My Lucky Life In and Out of Show Business by Dick Van Dyke
While reading this book, I constantly had people coming up to me (having seen Dick Van Dyke hamming it up on the cover) and exclaiming “Oh, I just love him!” Reading his memoir, only serves to reinforce this perception of Dick Van Dyke as a decent man and a talented entertainer. There is a particularly poignant part of the book where as a young man Dick Van Dyke made a very simple decision that he was absolutely not going to be involved in any projects that he would not be completely comfortable watching with his children. In Hollywood, that’s a daring thing. It is always the risky roles, the envelope pushing projects, that can propel an actor into the celebrity stratosphere. But those sorts of things don’t appeal to Van Dyke. He cares about the quality of his work and the legacy that he will one day leave behind. It’s refreshing to read the perspectives of such a selfless star.
On top of being a talented singer, dancer, actor, and comedian, he also has a knack for writing. The emotional honesty he puts into each chapter helps the reader to invest in the story, to get caught up in the drama of whether The Dick Van Dyke Show was going to get cancelled or not, to say “I knew it!” when he reveals that he did have a secret crush on Mary Tyler Moore, and to remember the magic of Walt Disney and Mary Poppins. He was also involved in a number of flops in his time, and he spends an equal amount of time writing about those projects as well. He does it in such a way that it becomes apparent that it doesn’t seem to bother him. He was happy with each learning experience he received and took it all in stride.

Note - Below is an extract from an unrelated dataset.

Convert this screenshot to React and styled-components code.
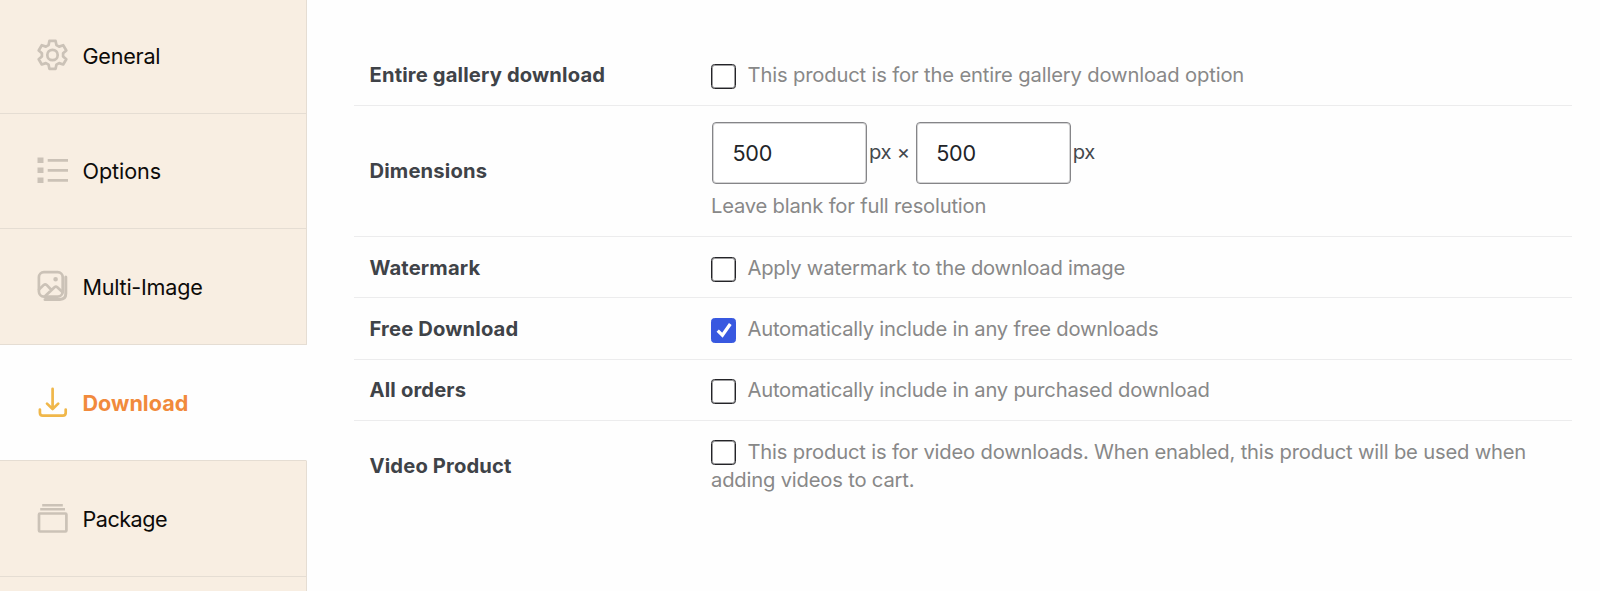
import React from "react";
import styled, { createGlobalStyle, css } from "styled-components";

const Global = createGlobalStyle`
  *, *::before, *::after { box-sizing: border-box; }
  html, body { margin: 0; background: #fefefe; }
  body { font-family: Inter, "Liberation Sans", sans-serif; overflow: hidden; }
`;

const Page = styled.div`
  display: flex;
  height: 591px;
  overflow: hidden;
`;

const Sidebar = styled.nav`
  width: 307px;
  flex: none;
  display: flex;
  flex-direction: column;
`;

const NavItem = styled.a`
  flex: none;
  height: ${(p) => p.$height}px;
  padding: 0 0 ${(p) => p.$lift || 0}px 36px;
  display: flex;
  align-items: center;
  gap: 13.5px;
  border-bottom: 1px solid #e5ddd3;
  border-right: 1px solid #e5ddd3;
  background: #f8eee2;
  color: #0d0b09;
  font-size: 21.6px;
  letter-spacing: ${(p) => p.$tracking}px;
  white-space: nowrap;
  ${(p) =>
    p.$active &&
    css`
      background: #fefefe;
      border-right-color: #fefefe;
      color: #f18a3c;
      font-weight: 700;
    `}
`;

const NavIcon = styled.svg`
  width: 33px;
  height: 33px;
  flex: none;
  fill: none;
  stroke: ${(p) => (p.$active ? "#f0b74a" : "#cbc2b7")};
  stroke-width: 2.7;
  stroke-linecap: ${(p) => p.$cap || "round"};
  stroke-linejoin: round;
  margin-top: -1px;
`;

const Main = styled.main`
  flex: 1;
  padding: 45px 28px 0 47px;
`;

const Row = styled.div`
  display: grid;
  grid-template-columns: 341px 1fr;
  align-items: center;
  height: ${(p) => p.$height}px;
  padding: ${(p) => p.$drop || 0}px 0 0 16px;
  border-bottom: 1px solid ${(p) => (p.$last ? "transparent" : "#ececed")};
  font-size: 20.2px;
  line-height: 28px;
`;

const Label = styled.div`
  color: #3f4348;
  font-weight: 700;
  letter-spacing: 0.15px;
  margin-left: -0.5px;
`;

const Description = styled.div`
  color: #888;
  letter-spacing: ${(p) => p.$tracking || -0.2}px;
`;

const Box = styled.span`
  display: inline-block;
  width: 25px;
  height: 25px;
  padding: 3.5px;
  margin-right: 11.5px;
  vertical-align: -6.5px;
  border: 1px solid ${(p) => (p.$checked ? "#3858e0" : "#242428")};
  border-radius: 3.5px;
  background: ${(p) => (p.$checked ? "#3858e0" : "#fff")};
  box-shadow: ${(p) => (p.$checked ? "none" : "inset 0 0 0 1px rgba(36, 36, 40, 0.45)")};
`;

const CheckMark = styled.svg`
  display: block;
  width: 16px;
  height: 16px;
  fill: none;
  stroke: #fff;
  stroke-width: 3.5;
`;

const SizeLine = styled.div`
  display: flex;
  align-items: center;
  color: #44484d;
  letter-spacing: -0.3px;
  padding-left: 1px;
`;

const SizeInput = styled.input`
  width: 155px;
  height: 62px;
  padding: 0 19.5px;
  border: 1px solid #858588;
  box-shadow: inset 0 0 0 1px rgba(133, 133, 136, 0.35);
  border-radius: 4px;
  background: #fff;
  color: #222428;
  font: 400 21.6px Inter, sans-serif;
  letter-spacing: -0.3px;
  outline: none;
`;

const Unit = styled.span`
  padding: 0 ${(p) => p.$after || 0}px 3px 2px;
`;

const Hint = styled(Description)`
  margin-top: 8px;
`;

function Checkbox({ checked }) {
  return (
    <Box role="checkbox" aria-checked={!!checked} $checked={checked}>
      {checked && (
        <CheckMark viewBox="0 0 17 17">
          <path d="M1.8 9.2 L6.8 14 L15.2 2.2" />
        </CheckMark>
      )}
    </Box>
  );
}

const icons = {
  gear: (
    <>
      <path d="M13.4 1.9h6.2l.8 4.2 2.7 1.5 4.1-1.4 3.1 5.3-3.2 2.8v3.1l3.2 2.8-3.1 5.3-4.1-1.4-2.7 1.6-.8 4.1h-6.2l-.8-4.1-2.7-1.6-4.1 1.4-3.1-5.3 3.2-2.8v-3.1l-3.2-2.8 3.1-5.3 4.1 1.4 2.7-1.5z" />
      <circle cx="16.5" cy="16" r="5.2" />
    </>
  ),
  list: (
    <>
      <path d="M11.7 6.3h20.3M11.7 16.3h20.3M11.7 26.3h20.3" strokeWidth="2.8" />
      <path d="M1.5 6.3h6M1.5 16.3h6M1.5 26.3h6" strokeWidth="5.6" />
    </>
  ),
  images: (
    <>
      <rect x="2.9" y="2.2" width="23.8" height="24.4" rx="5" />
      <path d="M29.8 7v16.6c0 3.7-2.3 5.8-5.8 5.8H9" strokeWidth="3" />
      <circle cx="19.6" cy="9.2" r="1.1" strokeWidth="2.4" />
      <path d="M3 19.5l4.8-4.6q1.4-1.2 2.8 0l4.6 4.8M9.5 25.8l9-8.6q1.4-1.2 2.8 0l5.4 5" />
    </>
  ),
  download: (
    <>
      <path d="M16.6 2.8v20M11 17.6l5.6 5.4 5.6-5.4" />
      <path d="M3.9 23.6v3.2c0 2 1 2.9 2.9 2.9h20c1.9 0 2.9-.9 2.9-2.9v-3.2" />
    </>
  ),
  stack: (
    <>
      <path d="M6.2 3.2h20.6M4.2 7.2h24.8" strokeWidth="2.5" />
      <rect x="3" y="11.5" width="27.4" height="18" rx="1" />
    </>
  ),
};

const navItems = [
  { text: "General", icon: "gear", height: 114, lift: 2, tracking: -0.25 },
  { text: "Options", icon: "list", height: 115, cap: "butt", tracking: -0.1 },
  { text: "Multi-Image", icon: "images", height: 116, tracking: -0.25 },
  { text: "Download", icon: "download", height: 116, active: true, tracking: 0 },
  { text: "Package", icon: "stack", height: 116, cap: "butt", tracking: -0.5 },
];

export default function App() {
  return (
    <>
      <Global />
      <Page>
        <Sidebar>
          {navItems.map((n) => (
            <NavItem key={n.text} $height={n.height} $lift={n.lift} $active={n.active} $tracking={n.tracking}>
              <NavIcon viewBox="0 0 33 33" $active={n.active} $cap={n.cap}>
                {icons[n.icon]}
              </NavIcon>
              {n.text}
            </NavItem>
          ))}
          <NavItem $height={40} />
        </Sidebar>
        <Main>
          <Row $height={61}>
            <Label>Entire gallery download</Label>
            <Description $tracking={-0.15}>
              <Checkbox />
              This product is for the entire gallery download option
            </Description>
          </Row>
          <Row $height={131}>
            <Label>Dimensions</Label>
            <div>
              <SizeLine>
                <SizeInput defaultValue="500" aria-label="Width" />
                <Unit $after={6}>px ×</Unit>
                <SizeInput defaultValue="500" aria-label="Height" />
                <Unit>px</Unit>
              </SizeLine>
              <Hint>Leave blank for full resolution</Hint>
            </div>
          </Row>
          <Row $height={61} $drop={2}>
            <Label>Watermark</Label>
            <Description $tracking={-0.22}>
              <Checkbox />
              Apply watermark to the download image
            </Description>
          </Row>
          <Row $height={62} $drop={1}>
            <Label>Free Download</Label>
            <Description $tracking={-0.22}>
              <Checkbox checked />
              Automatically include in any free downloads
            </Description>
          </Row>
          <Row $height={61}>
            <Label>All orders</Label>
            <Description $tracking={-0.22}>
              <Checkbox />
              Automatically include in any purchased download
            </Description>
          </Row>
          <Row $height={90} $last>
            <Label>Video Product</Label>
            <Description $tracking={-0.18}>
              <Checkbox />
              This product is for video downloads. When enabled, this product will be used when adding
              videos to cart.
            </Description>
          </Row>
        </Main>
      </Page>
    </>
  );
}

He talks about the day that he received a star on Hollywood Boulevard. As they unveiled it for him, he was shocked to find they had forgotten the space in this last name, and the star read Dick Vandyke. He laughed it off and told them he didn’t mind much. That’s the kind of actor he always was. He has been in a number of successful television shows and movies and reading the book, one is constantly reminded of them. “Oh yeah, he was on ‘Scrubs’ that one time” and “Yeah, ‘Diagnosis Murder’ was kind of an awesome show.” I personally had grown up watching The Dick Van Dyke Show on Nick-at-Nite and after finishing the book quickly looked it up on Netflix. It is streaming, and the show stands the test of time of still being funny decades later.
The whole book isn’t one big pat on the back for being a good guy. One of the most memorable sections of the book is when he talks about how he fell in love with another woman, the painful reality of a divorce, and the guilt that consumed him while beginning the affair. He doesn’t make excuses for any of his faults. He explains his reasoning at the time, and it is obvious that he has always done the best he can in life.
Throughout, he is humble about his amazing career, constantly crediting others for any success that he had, and he is candid about being a recovering alcoholic and leaving his wife for another woman. Dick Van Dyke is not someone who got into show business for fame, for money, for notoriety. He became a performer, because he believed he had a calling to entertain others. Even now, well into his 80’s, he goes around to hospitals with his barbershop quartet and sings to sick children. He seems to be the great guy that all of his roles have portrayed him to be.